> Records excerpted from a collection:
§ §
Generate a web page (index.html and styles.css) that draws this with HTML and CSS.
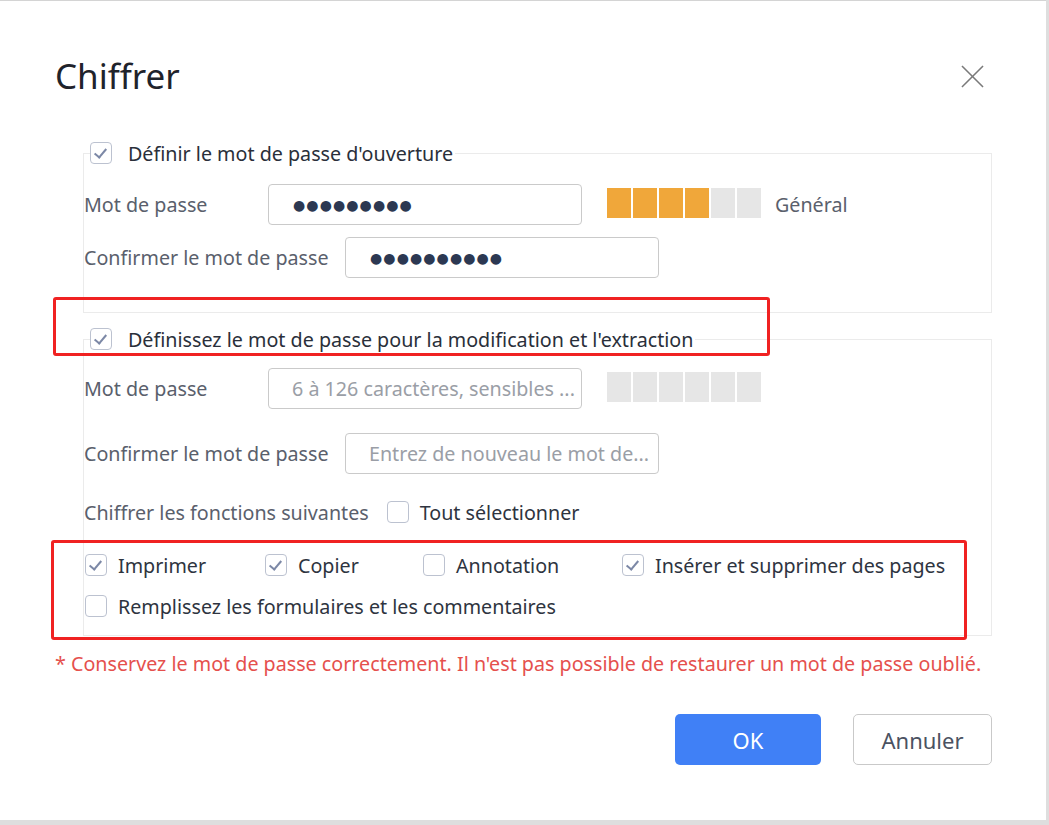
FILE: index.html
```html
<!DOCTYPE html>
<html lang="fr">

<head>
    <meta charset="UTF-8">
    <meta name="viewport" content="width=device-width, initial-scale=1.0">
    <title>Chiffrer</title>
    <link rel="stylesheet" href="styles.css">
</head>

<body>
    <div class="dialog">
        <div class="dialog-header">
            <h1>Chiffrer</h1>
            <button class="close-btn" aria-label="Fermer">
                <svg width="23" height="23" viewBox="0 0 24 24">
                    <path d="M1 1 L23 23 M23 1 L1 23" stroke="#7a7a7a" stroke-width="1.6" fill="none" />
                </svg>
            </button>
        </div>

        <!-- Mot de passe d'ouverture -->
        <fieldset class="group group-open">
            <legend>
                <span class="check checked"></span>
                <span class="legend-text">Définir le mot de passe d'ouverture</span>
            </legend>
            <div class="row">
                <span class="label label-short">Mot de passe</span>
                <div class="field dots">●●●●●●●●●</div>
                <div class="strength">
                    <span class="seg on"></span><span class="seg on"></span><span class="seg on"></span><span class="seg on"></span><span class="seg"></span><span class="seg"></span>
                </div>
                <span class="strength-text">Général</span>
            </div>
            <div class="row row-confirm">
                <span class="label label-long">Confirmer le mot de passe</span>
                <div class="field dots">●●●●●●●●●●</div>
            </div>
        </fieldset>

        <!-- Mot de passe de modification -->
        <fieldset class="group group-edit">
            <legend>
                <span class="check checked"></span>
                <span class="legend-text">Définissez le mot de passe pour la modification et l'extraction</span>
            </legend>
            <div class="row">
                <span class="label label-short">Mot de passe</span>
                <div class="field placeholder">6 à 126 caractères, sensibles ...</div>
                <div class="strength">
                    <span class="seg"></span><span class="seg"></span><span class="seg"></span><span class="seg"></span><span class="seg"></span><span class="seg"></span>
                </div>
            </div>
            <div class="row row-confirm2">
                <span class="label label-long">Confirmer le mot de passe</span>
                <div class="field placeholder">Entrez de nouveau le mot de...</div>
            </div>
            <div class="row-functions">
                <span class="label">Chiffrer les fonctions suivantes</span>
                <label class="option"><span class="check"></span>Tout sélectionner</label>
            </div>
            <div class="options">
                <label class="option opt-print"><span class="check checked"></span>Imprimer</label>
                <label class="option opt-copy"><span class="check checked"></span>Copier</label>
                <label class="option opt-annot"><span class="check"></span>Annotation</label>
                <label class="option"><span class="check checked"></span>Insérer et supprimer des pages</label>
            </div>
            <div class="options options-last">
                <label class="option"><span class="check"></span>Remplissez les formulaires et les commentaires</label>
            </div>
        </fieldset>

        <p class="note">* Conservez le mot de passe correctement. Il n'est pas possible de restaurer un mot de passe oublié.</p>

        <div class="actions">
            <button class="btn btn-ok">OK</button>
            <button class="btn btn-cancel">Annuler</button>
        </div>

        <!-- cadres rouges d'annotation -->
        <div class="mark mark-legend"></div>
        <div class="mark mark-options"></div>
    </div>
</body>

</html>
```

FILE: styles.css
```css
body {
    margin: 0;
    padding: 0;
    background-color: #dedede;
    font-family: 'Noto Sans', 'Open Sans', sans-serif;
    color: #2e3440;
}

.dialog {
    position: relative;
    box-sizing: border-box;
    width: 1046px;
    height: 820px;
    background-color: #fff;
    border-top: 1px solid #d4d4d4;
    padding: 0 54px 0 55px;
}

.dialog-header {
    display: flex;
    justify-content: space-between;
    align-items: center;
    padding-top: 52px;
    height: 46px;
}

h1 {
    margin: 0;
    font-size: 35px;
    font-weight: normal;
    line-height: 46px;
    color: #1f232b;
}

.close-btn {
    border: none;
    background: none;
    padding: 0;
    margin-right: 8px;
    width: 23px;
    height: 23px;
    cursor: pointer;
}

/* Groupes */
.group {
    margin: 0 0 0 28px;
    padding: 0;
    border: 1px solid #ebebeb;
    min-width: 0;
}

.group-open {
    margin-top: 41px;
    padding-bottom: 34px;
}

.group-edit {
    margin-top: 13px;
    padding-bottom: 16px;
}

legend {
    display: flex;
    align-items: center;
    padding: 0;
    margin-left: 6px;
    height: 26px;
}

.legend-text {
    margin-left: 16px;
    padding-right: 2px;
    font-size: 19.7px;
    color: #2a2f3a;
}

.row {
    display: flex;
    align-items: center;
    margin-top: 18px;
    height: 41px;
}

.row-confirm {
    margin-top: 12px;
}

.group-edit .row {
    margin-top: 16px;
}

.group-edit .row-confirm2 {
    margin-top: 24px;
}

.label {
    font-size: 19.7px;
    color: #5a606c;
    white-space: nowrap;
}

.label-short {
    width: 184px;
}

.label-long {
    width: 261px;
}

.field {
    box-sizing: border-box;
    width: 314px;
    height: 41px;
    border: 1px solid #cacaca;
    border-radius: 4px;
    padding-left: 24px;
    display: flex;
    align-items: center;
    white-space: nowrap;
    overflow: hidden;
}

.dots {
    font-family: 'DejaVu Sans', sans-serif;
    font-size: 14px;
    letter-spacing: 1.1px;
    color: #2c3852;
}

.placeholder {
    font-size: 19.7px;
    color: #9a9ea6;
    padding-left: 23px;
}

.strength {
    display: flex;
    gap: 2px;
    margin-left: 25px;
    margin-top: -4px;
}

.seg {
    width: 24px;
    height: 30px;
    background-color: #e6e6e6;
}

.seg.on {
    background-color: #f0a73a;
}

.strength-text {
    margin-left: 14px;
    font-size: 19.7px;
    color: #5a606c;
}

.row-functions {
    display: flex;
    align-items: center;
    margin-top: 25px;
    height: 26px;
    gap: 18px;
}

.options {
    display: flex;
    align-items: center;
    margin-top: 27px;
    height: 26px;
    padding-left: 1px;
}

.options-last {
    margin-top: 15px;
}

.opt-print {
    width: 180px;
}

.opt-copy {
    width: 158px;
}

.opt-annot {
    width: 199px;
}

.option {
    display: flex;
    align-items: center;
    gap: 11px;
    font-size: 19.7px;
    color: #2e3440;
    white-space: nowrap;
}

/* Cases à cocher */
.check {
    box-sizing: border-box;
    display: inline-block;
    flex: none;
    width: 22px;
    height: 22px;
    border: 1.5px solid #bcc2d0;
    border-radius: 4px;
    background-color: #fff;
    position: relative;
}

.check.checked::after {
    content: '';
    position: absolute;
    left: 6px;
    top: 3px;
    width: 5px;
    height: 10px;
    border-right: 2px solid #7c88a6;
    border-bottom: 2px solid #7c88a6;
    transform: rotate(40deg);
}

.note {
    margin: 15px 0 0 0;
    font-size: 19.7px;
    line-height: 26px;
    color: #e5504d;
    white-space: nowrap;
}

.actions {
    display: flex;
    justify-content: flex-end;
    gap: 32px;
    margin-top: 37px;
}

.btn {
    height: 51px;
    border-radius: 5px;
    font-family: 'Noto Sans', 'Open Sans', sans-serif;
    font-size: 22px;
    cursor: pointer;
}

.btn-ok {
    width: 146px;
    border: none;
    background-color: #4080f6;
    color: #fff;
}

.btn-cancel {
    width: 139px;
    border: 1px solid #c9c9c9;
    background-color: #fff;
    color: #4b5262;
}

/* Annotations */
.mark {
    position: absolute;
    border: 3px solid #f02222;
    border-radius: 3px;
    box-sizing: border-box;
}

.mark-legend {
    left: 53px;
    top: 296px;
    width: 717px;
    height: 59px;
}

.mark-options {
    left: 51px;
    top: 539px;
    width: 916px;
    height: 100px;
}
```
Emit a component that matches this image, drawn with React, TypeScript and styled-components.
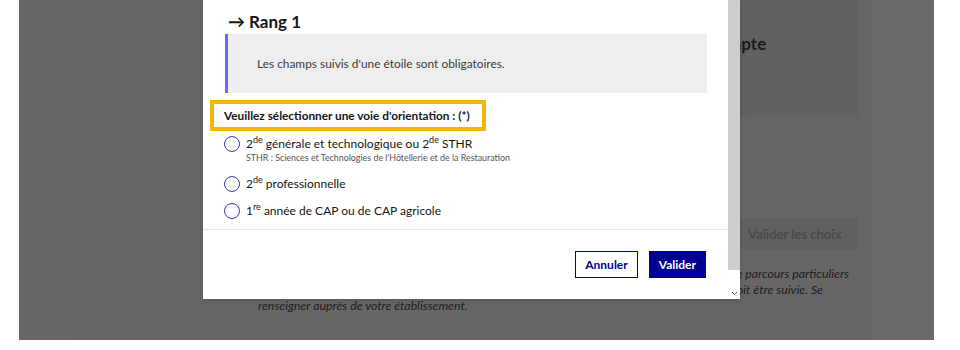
§ §
> Instructions to follow:
Your copy should hold every record word for word and none of the pictures.

> Solution to the exercise:
Generate a web page (index.html and styles.css) that draws this with HTML and CSS.
FILE: index.html
```html
<!DOCTYPE html>
<html lang="fr">

<head>
    <meta charset="UTF-8">
    <meta name="viewport" content="width=device-width, initial-scale=1.0">
    <title>Chiffrer</title>
    <link rel="stylesheet" href="styles.css">
</head>

<body>
    <div class="dialog">
        <div class="dialog-header">
            <h1>Chiffrer</h1>
            <button class="close-btn" aria-label="Fermer">
                <svg width="23" height="23" viewBox="0 0 24 24">
                    <path d="M1 1 L23 23 M23 1 L1 23" stroke="#7a7a7a" stroke-width="1.6" fill="none" />
                </svg>
            </button>
        </div>

        <!-- Mot de passe d'ouverture -->
        <fieldset class="group group-open">
            <legend>
                <span class="check checked"></span>
                <span class="legend-text">Définir le mot de passe d'ouverture</span>
            </legend>
            <div class="row">
                <span class="label label-short">Mot de passe</span>
                <div class="field dots">●●●●●●●●●</div>
                <div class="strength">
                    <span class="seg on"></span><span class="seg on"></span><span class="seg on"></span><span class="seg on"></span><span class="seg"></span><span class="seg"></span>
                </div>
                <span class="strength-text">Général</span>
            </div>
            <div class="row row-confirm">
                <span class="label label-long">Confirmer le mot de passe</span>
                <div class="field dots">●●●●●●●●●●</div>
            </div>
        </fieldset>

        <!-- Mot de passe de modification -->
        <fieldset class="group group-edit">
            <legend>
                <span class="check checked"></span>
                <span class="legend-text">Définissez le mot de passe pour la modification et l'extraction</span>
            </legend>
            <div class="row">
                <span class="label label-short">Mot de passe</span>
                <div class="field placeholder">6 à 126 caractères, sensibles ...</div>
                <div class="strength">
                    <span class="seg"></span><span class="seg"></span><span class="seg"></span><span class="seg"></span><span class="seg"></span><span class="seg"></span>
                </div>
            </div>
            <div class="row row-confirm2">
                <span class="label label-long">Confirmer le mot de passe</span>
                <div class="field placeholder">Entrez de nouveau le mot de...</div>
            </div>
            <div class="row-functions">
                <span class="label">Chiffrer les fonctions suivantes</span>
                <label class="option"><span class="check"></span>Tout sélectionner</label>
            </div>
            <div class="options">
                <label class="option opt-print"><span class="check checked"></span>Imprimer</label>
                <label class="option opt-copy"><span class="check checked"></span>Copier</label>
                <label class="option opt-annot"><span class="check"></span>Annotation</label>
                <label class="option"><span class="check checked"></span>Insérer et supprimer des pages</label>
            </div>
            <div class="options options-last">
                <label class="option"><span class="check"></span>Remplissez les formulaires et les commentaires</label>
            </div>
        </fieldset>

        <p class="note">* Conservez le mot de passe correctement. Il n'est pas possible de restaurer un mot de passe oublié.</p>

        <div class="actions">
            <button class="btn btn-ok">OK</button>
            <button class="btn btn-cancel">Annuler</button>
        </div>

        <!-- cadres rouges d'annotation -->
        <div class="mark mark-legend"></div>
        <div class="mark mark-options"></div>
    </div>
</body>

</html>
```

FILE: styles.css
```css
body {
    margin: 0;
    padding: 0;
    background-color: #dedede;
    font-family: 'Noto Sans', 'Open Sans', sans-serif;
    color: #2e3440;
}

.dialog {
    position: relative;
    box-sizing: border-box;
    width: 1046px;
    height: 820px;
    background-color: #fff;
    border-top: 1px solid #d4d4d4;
    padding: 0 54px 0 55px;
}

.dialog-header {
    display: flex;
    justify-content: space-between;
    align-items: center;
    padding-top: 52px;
    height: 46px;
}

h1 {
    margin: 0;
    font-size: 35px;
    font-weight: normal;
    line-height: 46px;
    color: #1f232b;
}

.close-btn {
    border: none;
    background: none;
    padding: 0;
    margin-right: 8px;
    width: 23px;
    height: 23px;
    cursor: pointer;
}

/* Groupes */
.group {
    margin: 0 0 0 28px;
    padding: 0;
    border: 1px solid #ebebeb;
    min-width: 0;
}

.group-open {
    margin-top: 41px;
    padding-bottom: 34px;
}

.group-edit {
    margin-top: 13px;
    padding-bottom: 16px;
}

legend {
    display: flex;
    align-items: center;
    padding: 0;
    margin-left: 6px;
    height: 26px;
}

.legend-text {
    margin-left: 16px;
    padding-right: 2px;
    font-size: 19.7px;
    color: #2a2f3a;
}

.row {
    display: flex;
    align-items: center;
    margin-top: 18px;
    height: 41px;
}

.row-confirm {
    margin-top: 12px;
}

.group-edit .row {
    margin-top: 16px;
}

.group-edit .row-confirm2 {
    margin-top: 24px;
}

.label {
    font-size: 19.7px;
    color: #5a606c;
    white-space: nowrap;
}

.label-short {
    width: 184px;
}

.label-long {
    width: 261px;
}

.field {
    box-sizing: border-box;
    width: 314px;
    height: 41px;
    border: 1px solid #cacaca;
    border-radius: 4px;
    padding-left: 24px;
    display: flex;
    align-items: center;
    white-space: nowrap;
    overflow: hidden;
}

.dots {
    font-family: 'DejaVu Sans', sans-serif;
    font-size: 14px;
    letter-spacing: 1.1px;
    color: #2c3852;
}

.placeholder {
    font-size: 19.7px;
    color: #9a9ea6;
    padding-left: 23px;
}

.strength {
    display: flex;
    gap: 2px;
    margin-left: 25px;
    margin-top: -4px;
}

.seg {
    width: 24px;
    height: 30px;
    background-color: #e6e6e6;
}

.seg.on {
    background-color: #f0a73a;
}

.strength-text {
    margin-left: 14px;
    font-size: 19.7px;
    color: #5a606c;
}

.row-functions {
    display: flex;
    align-items: center;
    margin-top: 25px;
    height: 26px;
    gap: 18px;
}

.options {
    display: flex;
    align-items: center;
    margin-top: 27px;
    height: 26px;
    padding-left: 1px;
}

.options-last {
    margin-top: 15px;
}

.opt-print {
    width: 180px;
}

.opt-copy {
    width: 158px;
}

.opt-annot {
    width: 199px;
}

.option {
    display: flex;
    align-items: center;
    gap: 11px;
    font-size: 19.7px;
    color: #2e3440;
    white-space: nowrap;
}

/* Cases à cocher */
.check {
    box-sizing: border-box;
    display: inline-block;
    flex: none;
    width: 22px;
    height: 22px;
    border: 1.5px solid #bcc2d0;
    border-radius: 4px;
    background-color: #fff;
    position: relative;
}

.check.checked::after {
    content: '';
    position: absolute;
    left: 6px;
    top: 3px;
    width: 5px;
    height: 10px;
    border-right: 2px solid #7c88a6;
    border-bottom: 2px solid #7c88a6;
    transform: rotate(40deg);
}

.note {
    margin: 15px 0 0 0;
    font-size: 19.7px;
    line-height: 26px;
    color: #e5504d;
    white-space: nowrap;
}

.actions {
    display: flex;
    justify-content: flex-end;
    gap: 32px;
    margin-top: 37px;
}

.btn {
    height: 51px;
    border-radius: 5px;
    font-family: 'Noto Sans', 'Open Sans', sans-serif;
    font-size: 22px;
    cursor: pointer;
}

.btn-ok {
    width: 146px;
    border: none;
    background-color: #4080f6;
    color: #fff;
}

.btn-cancel {
    width: 139px;
    border: 1px solid #c9c9c9;
    background-color: #fff;
    color: #4b5262;
}

/* Annotations */
.mark {
    position: absolute;
    border: 3px solid #f02222;
    border-radius: 3px;
    box-sizing: border-box;
}

.mark-legend {
    left: 53px;
    top: 296px;
    width: 717px;
    height: 59px;
}

.mark-options {
    left: 51px;
    top: 539px;
    width: 916px;
    height: 100px;
}
```
Emit a component that matches this image, drawn with React, TypeScript and styled-components.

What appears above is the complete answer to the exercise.